DuPont expects to realize approximately $115 million in pre-tax run-rate cost synergies by the end of 2023. The cost synergies associated with both the Laird Performance Materials acquisition and the intended Rogers acquisition represent 6% of the combined revenue, including DuPont Interconnect Solutions. The estimated one-time cost to achieve these synergies is approximately $75 million.

Market Reaction

After DuPont (NYSE: DD) announced the merger with Rogers (NYSE: ROG) on November 2nd, both stocks surged. DuPont shares closed at $80.42 on Friday, up 12% from Monday. Rogers was trading at $269.50 last Friday, representing a 29.4% increase from the beginning of the week. DuPont and Rogers are trading at $81.02 and $269.55 as of Wednesday, November 10th, showing less fluctuation as of this week.

Investors are apparently excited that DuPont will gain entry into fast-growing market sectors such as electric vehicles, 5G telecommunication, and clean energy. At the same time, DuPont announced plans to divest parts of its mobility and materials business, mapping a promising future of top-line growth to unlock greater value for shareholders. The company also reported strong numbers on its third-quarter financials, with its sales surged 18% to $4.3 billion and adjusted earnings per share soared 89% year over year. The growth is driven by strong volumes across all segments as well as a dip in the number of outstanding shares. However, the Arizona-based chemical company lowered its outlook for 2021 because of the ongoing semiconductor shortage that hits demand from the automotive sector.

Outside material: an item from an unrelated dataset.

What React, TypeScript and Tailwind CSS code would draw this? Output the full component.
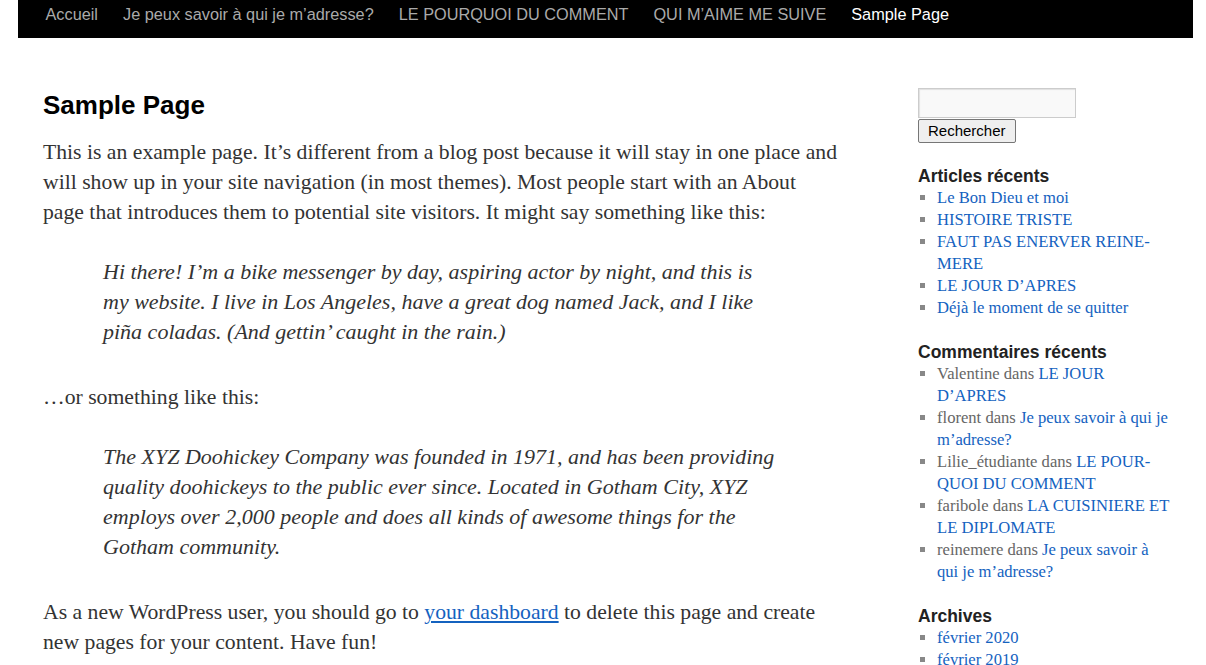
const navItems = [
  { label: "Accueil", current: false },
  { label: "Je peux savoir à qui je m’adresse?", current: false },
  { label: "LE POURQUOI DU COMMENT", current: false },
  { label: "QUI M’AIME ME SUIVE", current: false },
  { label: "Sample Page", current: true },
];

// line breaks follow the original sidebar wrapping
const recentPosts = [
  "Le Bon Dieu et moi",
  "HISTOIRE TRISTE",
  "FAUT PAS ENERVER REINE-\nMERE",
  "LE JOUR D’APRES",
  "Déjà le moment de se quitter",
];

const recentComments = [
  { author: "Valentine", post: "LE JOUR\nD’APRES" },
  { author: "florent", post: "Je peux savoir à qui je\nm’adresse?" },
  { author: "Lilie_étudiante", post: "LE POUR-\nQUOI DU COMMENT" },
  { author: "faribole", post: "LA CUISINIERE ET\nLE DIPLOMATE" },
  { author: "reinemere", post: "Je peux savoir à\nqui je m’adresse?" },
];

const archives = ["février 2020", "février 2019", "janvier 2019"];

const sans = "font-['Liberation_Sans',Arial,sans-serif]";
const serif = "font-['Liberation_Serif','Times_New_Roman',serif]";

function WidgetTitle({ children }: { children: React.ReactNode }) {
  return (
    <h3
      className={`${sans} text-[17.5px] font-bold leading-[22px] text-[#222]`}
    >
      {children}
    </h3>
  );
}

function WidgetList({ children }: { children: React.ReactNode }) {
  return (
    <ul
      className={`${serif} ml-[19px] list-[square] whitespace-pre-line text-[16.6px] leading-[22px] text-[#666] marker:text-[#888]`}
    >
      {children}
    </ul>
  );
}

export default function App() {
  return (
    <div className="h-[665px] w-full overflow-hidden bg-white">
      <div className="ml-[18px] w-[1175px]">
        {/* menu principal */}
        <nav className={`${sans} flex h-[38px] items-start bg-black px-[15px]`}>
          {navItems.map((item) => (
            <a
              key={item.label}
              href="#"
              className={`px-[12.5px] text-[16.3px] leading-[29px] ${
                item.current ? "text-white" : "text-[#aaa]"
              }`}
            >
              {item.label}
            </a>
          ))}
        </nav>

        <div className="mt-[50px] flex pl-[25px]">
          <main className="w-[800px] shrink-0 text-[#333]">
            <h1
              className={`${sans} text-[26px] font-bold leading-[34px] text-black`}
            >
              Sample Page
            </h1>
            <div
              className={`${serif} w-[797px] pt-[15px] text-[21.7px] leading-[30px]`}
            >
              <p className="mb-[30px]">
                This is an example page. It’s different from a blog post because
                it will stay in one place and will show up in your site
                navigation (in most themes). Most people start with an About
                page that introduces them to potential site visitors. It might
                say something like this:
              </p>
              <blockquote className="mb-[35px] pl-[60px] pr-[61px] text-[22px] italic">
                <p>
                  Hi there! I’m a bike messenger by day, aspiring actor by
                  night, and this is my website. I live in Los Angeles, have a
                  great dog named Jack, and I like piña coladas. (And gettin’
                  caught in the rain.)
                </p>
              </blockquote>
              <p className="mb-[30px]">…or something like this:</p>
              <blockquote className="mb-[35px] pl-[60px] pr-[61px] text-[22px] italic">
                <p>
                  The XYZ Doohickey Company was founded in 1971, and has been
                  providing quality doohickeys to the public ever since. Located
                  in Gotham City, XYZ employs over 2,000 people and does all
                  kinds of awesome things for the Gotham community.
                </p>
              </blockquote>
              <p className="mb-[30px]">
                As a new WordPress user, you should go to{" "}
                <a href="#" className="text-[#1462bf] underline">
                  your dashboard
                </a>{" "}
                to delete this page and create new pages for your content. Have
                fun!
              </p>
            </div>
          </main>

          <aside className="ml-[75px] w-[275px] shrink-0">
            <form className="mb-[22px]">
              <input
                type="text"
                className="block h-[30px] w-[158px] border border-[#ccc] bg-[#f9f9f9] shadow-[inset_1px_1px_1px_rgba(0,0,0,0.1)] outline-none"
              />
              <button
                type="button"
                className={`${sans} h-[24px] rounded-[2px] border border-[#767676] bg-[#efefef] px-[9px] text-[15px] leading-[20px] text-black`}
              >
                Rechercher
              </button>
            </form>

            <section className="mb-[22px]">
              <WidgetTitle>Articles récents</WidgetTitle>
              <WidgetList>
                {recentPosts.map((p) => (
                  <li key={p}>
                    <a href="#" className="text-[#1462bf]">
                      {p}
                    </a>
                  </li>
                ))}
              </WidgetList>
            </section>

            <section className="mb-[22px]">
              <WidgetTitle>Commentaires récents</WidgetTitle>
              <WidgetList>
                {recentComments.map((c, i) => (
                  <li key={i}>
                    {c.author} dans{" "}
                    <a href="#" className="text-[#1462bf]">
                      {c.post}
                    </a>
                  </li>
                ))}
              </WidgetList>
            </section>

            <section className="mb-[22px]">
              <WidgetTitle>Archives</WidgetTitle>
              <WidgetList>
                {archives.map((a) => (
                  <li key={a}>
                    <a href="#" className="text-[#1462bf]">
                      {a}
                    </a>
                  </li>
                ))}
              </WidgetList>
            </section>
          </aside>
        </div>
      </div>
    </div>
  );
}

Soon after the deal was announced, multiple analysts rushed to upgrade their ratings and price targets on DuPont stock. For example, Credit Suisse raised its price target to $95 from $76, and BMO Capital bumped its price target to $101.

For Rogers, the company reported third-quarter results on Tuesday. Although with a top-line sales rise of 18% year over year, the ongoing shortage of microprocessors limited the company’s third-quarter success. However, DuPont’s generous takeover offer at $277 per share, representing a 33% premium over Rogers’ closing price on Monday evening and a 46% value boost over the average share price in the last 30 days, made the market makers ignore the disappointing report to focus on the game-changing event.

Deal Advisors

Evercore is serving as DuPont’s lead financial advisor, Goldman Sachs & Co. LLC as a financial advisor and provider of fully committed financing, and Skadden, Arps, Slate, Meagher & Flom LLP as its legal counsel.

J.P. Morgan Securities LLC served as exclusive financial advisor to Rogers on the transaction; Covington & Burling LLP and Hinckley, Allen & Snyder LLP served as outside legal counsel.